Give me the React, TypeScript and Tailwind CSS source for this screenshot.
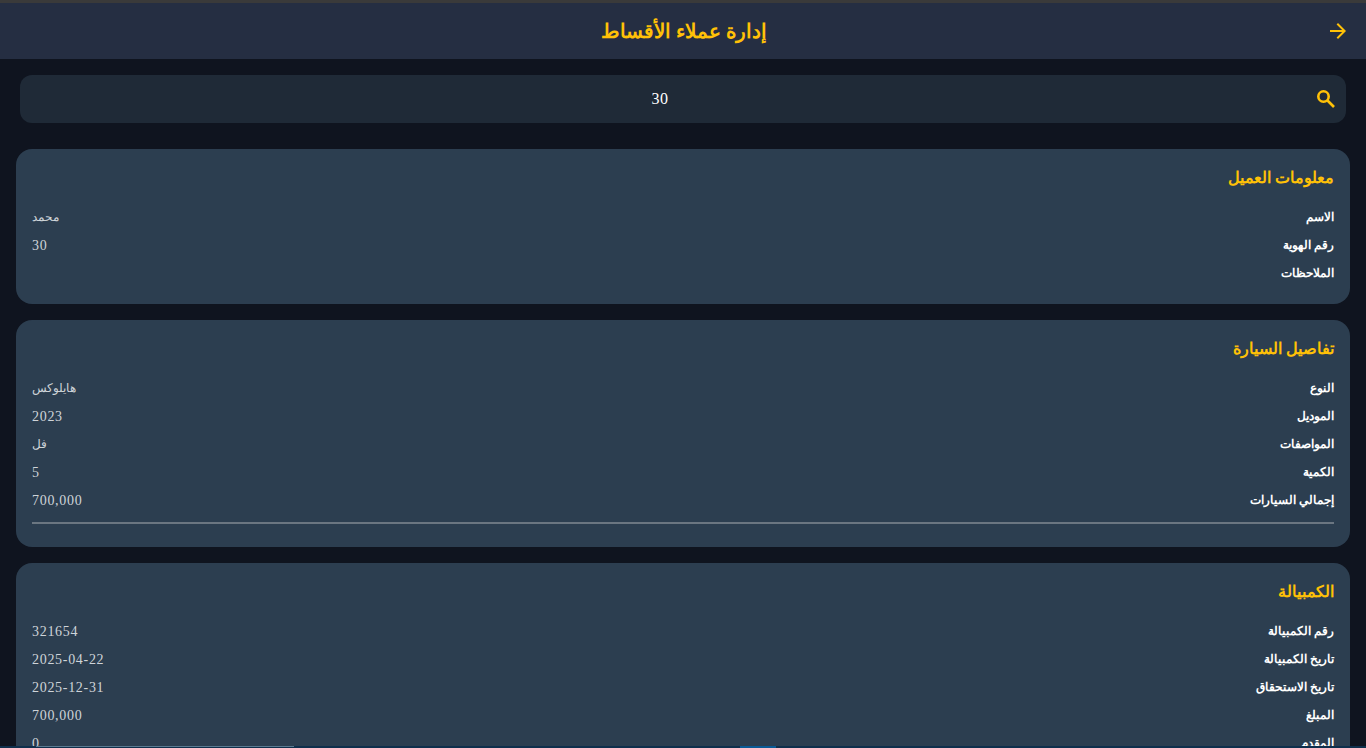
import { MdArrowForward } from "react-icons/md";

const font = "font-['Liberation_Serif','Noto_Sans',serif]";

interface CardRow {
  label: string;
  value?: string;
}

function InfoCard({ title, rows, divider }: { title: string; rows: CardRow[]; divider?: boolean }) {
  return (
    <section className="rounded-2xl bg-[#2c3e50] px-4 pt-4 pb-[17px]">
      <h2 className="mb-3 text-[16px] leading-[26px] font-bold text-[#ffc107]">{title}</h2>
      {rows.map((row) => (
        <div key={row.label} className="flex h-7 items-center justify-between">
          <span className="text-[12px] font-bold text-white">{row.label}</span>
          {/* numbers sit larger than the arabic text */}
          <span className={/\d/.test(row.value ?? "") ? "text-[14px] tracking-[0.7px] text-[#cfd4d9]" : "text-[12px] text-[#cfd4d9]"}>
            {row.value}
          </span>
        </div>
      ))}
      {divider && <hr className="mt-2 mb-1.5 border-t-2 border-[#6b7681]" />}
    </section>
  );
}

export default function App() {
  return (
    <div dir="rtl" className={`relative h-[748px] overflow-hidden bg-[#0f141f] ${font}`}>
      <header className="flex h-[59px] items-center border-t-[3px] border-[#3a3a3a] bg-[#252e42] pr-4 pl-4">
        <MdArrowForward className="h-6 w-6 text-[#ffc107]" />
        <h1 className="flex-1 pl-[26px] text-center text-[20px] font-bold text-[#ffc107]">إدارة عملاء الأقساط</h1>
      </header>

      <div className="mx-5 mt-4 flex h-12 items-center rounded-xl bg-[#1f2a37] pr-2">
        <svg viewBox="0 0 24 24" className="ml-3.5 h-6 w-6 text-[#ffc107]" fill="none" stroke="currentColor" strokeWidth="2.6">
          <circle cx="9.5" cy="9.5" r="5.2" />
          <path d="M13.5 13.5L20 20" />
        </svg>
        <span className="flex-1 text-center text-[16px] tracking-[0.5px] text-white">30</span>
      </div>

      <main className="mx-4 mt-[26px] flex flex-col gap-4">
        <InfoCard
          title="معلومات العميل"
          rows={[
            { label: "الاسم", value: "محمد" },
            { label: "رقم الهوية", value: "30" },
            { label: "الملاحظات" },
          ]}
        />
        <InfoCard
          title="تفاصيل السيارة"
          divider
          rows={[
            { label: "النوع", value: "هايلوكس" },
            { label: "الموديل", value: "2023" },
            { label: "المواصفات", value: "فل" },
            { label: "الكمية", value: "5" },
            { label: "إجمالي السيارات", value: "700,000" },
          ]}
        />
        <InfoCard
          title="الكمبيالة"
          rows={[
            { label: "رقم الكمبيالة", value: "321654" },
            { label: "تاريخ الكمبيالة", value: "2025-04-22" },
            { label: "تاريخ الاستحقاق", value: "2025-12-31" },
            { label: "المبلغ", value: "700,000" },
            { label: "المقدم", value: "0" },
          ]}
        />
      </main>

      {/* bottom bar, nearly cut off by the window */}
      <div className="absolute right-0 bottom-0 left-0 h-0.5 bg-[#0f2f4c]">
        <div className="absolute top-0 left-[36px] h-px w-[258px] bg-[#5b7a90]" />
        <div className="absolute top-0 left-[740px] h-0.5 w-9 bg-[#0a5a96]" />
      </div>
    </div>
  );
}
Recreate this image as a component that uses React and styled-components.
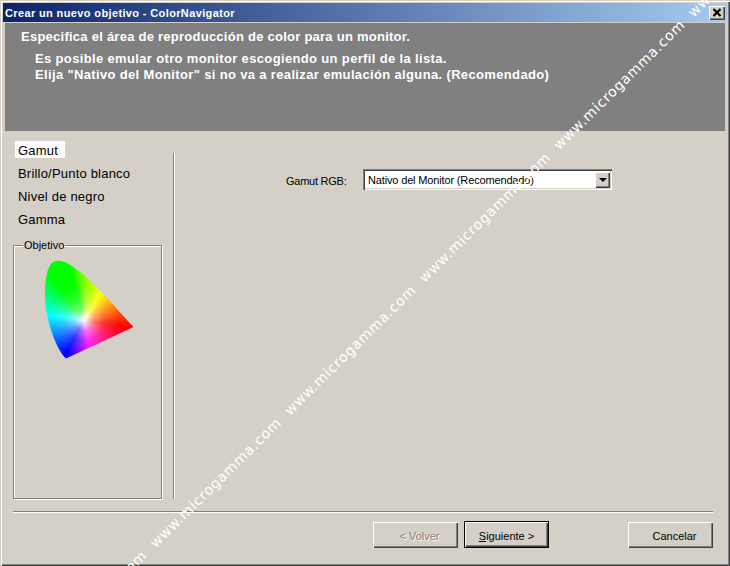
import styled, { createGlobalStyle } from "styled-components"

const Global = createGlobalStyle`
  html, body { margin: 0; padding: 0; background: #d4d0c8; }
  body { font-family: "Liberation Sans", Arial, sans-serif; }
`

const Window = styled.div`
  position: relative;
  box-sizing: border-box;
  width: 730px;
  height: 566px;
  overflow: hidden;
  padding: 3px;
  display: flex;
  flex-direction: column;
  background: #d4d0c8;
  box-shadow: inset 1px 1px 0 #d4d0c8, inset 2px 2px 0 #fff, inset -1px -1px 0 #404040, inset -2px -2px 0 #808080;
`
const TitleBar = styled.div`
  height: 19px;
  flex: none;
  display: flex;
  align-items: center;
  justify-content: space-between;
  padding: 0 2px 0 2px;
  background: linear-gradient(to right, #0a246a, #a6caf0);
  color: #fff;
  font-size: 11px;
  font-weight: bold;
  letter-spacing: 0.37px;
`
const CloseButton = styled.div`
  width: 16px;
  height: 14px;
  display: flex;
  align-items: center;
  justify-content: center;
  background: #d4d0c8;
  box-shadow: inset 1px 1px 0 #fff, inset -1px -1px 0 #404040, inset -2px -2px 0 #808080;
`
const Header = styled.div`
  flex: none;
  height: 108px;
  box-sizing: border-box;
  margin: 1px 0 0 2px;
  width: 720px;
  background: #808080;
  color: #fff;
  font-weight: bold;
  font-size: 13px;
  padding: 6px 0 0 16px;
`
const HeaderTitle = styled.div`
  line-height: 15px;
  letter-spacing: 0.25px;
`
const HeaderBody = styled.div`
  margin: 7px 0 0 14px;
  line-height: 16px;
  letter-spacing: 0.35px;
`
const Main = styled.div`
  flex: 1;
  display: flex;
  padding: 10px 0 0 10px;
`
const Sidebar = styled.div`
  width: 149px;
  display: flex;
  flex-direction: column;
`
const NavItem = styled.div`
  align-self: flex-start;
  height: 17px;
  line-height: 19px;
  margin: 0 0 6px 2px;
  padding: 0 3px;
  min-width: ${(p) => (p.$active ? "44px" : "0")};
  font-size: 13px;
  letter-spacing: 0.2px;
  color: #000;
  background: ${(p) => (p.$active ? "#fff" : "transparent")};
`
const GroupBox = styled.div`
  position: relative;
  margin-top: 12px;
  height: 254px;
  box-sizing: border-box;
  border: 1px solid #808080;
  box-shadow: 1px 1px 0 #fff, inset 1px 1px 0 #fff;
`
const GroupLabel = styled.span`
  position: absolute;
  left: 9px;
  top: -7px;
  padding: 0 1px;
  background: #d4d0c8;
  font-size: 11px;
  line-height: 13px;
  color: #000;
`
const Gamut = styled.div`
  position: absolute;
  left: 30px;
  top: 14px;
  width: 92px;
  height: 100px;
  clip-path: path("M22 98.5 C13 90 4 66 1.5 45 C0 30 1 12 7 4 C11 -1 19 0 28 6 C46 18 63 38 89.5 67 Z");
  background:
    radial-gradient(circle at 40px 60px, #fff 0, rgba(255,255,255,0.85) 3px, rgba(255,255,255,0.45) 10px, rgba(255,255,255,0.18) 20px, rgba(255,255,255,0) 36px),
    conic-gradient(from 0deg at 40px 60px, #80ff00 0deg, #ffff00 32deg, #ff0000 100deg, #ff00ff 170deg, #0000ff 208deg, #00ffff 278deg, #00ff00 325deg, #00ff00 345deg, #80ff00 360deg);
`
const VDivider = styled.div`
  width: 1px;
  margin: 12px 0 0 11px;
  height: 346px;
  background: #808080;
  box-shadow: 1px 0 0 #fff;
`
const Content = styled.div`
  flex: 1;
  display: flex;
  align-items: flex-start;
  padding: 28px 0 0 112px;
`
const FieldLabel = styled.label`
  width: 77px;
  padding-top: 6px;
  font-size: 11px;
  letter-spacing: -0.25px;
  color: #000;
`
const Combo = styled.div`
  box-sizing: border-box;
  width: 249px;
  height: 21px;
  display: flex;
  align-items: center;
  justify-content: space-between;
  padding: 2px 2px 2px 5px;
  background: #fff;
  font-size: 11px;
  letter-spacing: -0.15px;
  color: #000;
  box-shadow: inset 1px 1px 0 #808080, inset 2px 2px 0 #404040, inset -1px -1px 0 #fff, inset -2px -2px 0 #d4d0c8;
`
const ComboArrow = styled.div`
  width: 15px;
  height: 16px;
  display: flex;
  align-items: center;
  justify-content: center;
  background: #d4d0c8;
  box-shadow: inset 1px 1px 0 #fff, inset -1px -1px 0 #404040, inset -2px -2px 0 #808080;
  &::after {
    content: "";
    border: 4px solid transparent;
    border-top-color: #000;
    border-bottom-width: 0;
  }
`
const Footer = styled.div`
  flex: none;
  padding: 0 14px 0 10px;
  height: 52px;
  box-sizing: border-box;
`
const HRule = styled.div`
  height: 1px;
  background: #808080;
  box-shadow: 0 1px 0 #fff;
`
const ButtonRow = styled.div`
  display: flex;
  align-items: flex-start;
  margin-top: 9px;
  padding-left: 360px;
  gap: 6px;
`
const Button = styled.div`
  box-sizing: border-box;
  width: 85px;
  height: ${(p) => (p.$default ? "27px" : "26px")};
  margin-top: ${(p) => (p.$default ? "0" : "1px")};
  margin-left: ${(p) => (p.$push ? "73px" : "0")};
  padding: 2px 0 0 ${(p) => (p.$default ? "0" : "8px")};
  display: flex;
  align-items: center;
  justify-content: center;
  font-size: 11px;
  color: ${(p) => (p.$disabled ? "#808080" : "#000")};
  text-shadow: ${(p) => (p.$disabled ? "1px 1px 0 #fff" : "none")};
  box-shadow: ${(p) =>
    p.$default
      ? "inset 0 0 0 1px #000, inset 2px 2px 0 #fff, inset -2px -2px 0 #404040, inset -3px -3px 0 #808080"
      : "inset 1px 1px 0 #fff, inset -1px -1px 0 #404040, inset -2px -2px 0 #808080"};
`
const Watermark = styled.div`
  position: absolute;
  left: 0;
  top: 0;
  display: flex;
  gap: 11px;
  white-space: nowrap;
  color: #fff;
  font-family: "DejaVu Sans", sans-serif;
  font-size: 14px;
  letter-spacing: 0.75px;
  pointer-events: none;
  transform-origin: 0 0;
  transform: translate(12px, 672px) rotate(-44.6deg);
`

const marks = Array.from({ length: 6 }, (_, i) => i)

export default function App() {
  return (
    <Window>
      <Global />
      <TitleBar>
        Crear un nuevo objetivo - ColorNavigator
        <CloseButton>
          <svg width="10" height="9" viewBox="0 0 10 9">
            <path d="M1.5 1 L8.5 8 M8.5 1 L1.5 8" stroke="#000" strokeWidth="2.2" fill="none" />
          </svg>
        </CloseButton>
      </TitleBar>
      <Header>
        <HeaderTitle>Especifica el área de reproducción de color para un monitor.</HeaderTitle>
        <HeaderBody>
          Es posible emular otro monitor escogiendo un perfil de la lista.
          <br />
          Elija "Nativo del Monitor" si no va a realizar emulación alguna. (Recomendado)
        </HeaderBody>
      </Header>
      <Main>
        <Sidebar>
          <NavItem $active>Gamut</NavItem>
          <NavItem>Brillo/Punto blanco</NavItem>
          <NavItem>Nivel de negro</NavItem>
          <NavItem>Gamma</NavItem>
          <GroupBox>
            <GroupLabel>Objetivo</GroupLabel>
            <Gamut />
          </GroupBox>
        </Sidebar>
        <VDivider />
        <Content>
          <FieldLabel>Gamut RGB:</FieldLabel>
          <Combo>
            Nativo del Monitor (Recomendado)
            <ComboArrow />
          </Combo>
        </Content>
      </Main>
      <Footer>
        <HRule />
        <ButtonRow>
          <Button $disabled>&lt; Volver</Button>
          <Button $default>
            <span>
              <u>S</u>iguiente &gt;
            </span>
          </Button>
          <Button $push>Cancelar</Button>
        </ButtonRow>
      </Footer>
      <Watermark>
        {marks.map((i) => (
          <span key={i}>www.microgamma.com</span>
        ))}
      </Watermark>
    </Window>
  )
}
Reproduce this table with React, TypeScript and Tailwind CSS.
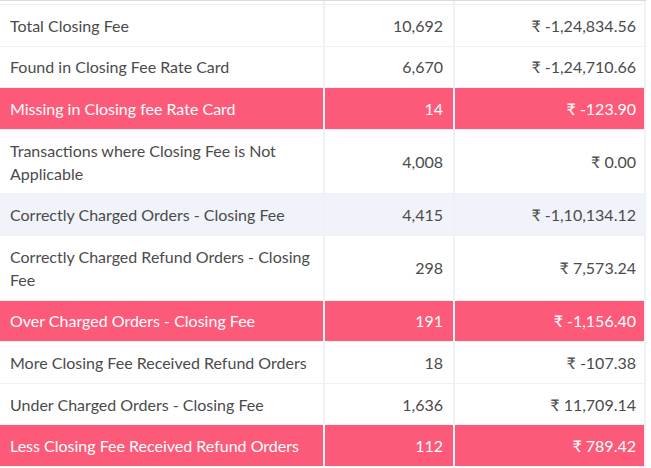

------------------------------------------------------------

● Task to complete:
Which lines contain "Tailwind"? Copy each of them.

● Answer for this exercise:
Give me the React, TypeScript and Tailwind CSS source for this screenshot.
Reproduce this table with React, TypeScript and Tailwind CSS.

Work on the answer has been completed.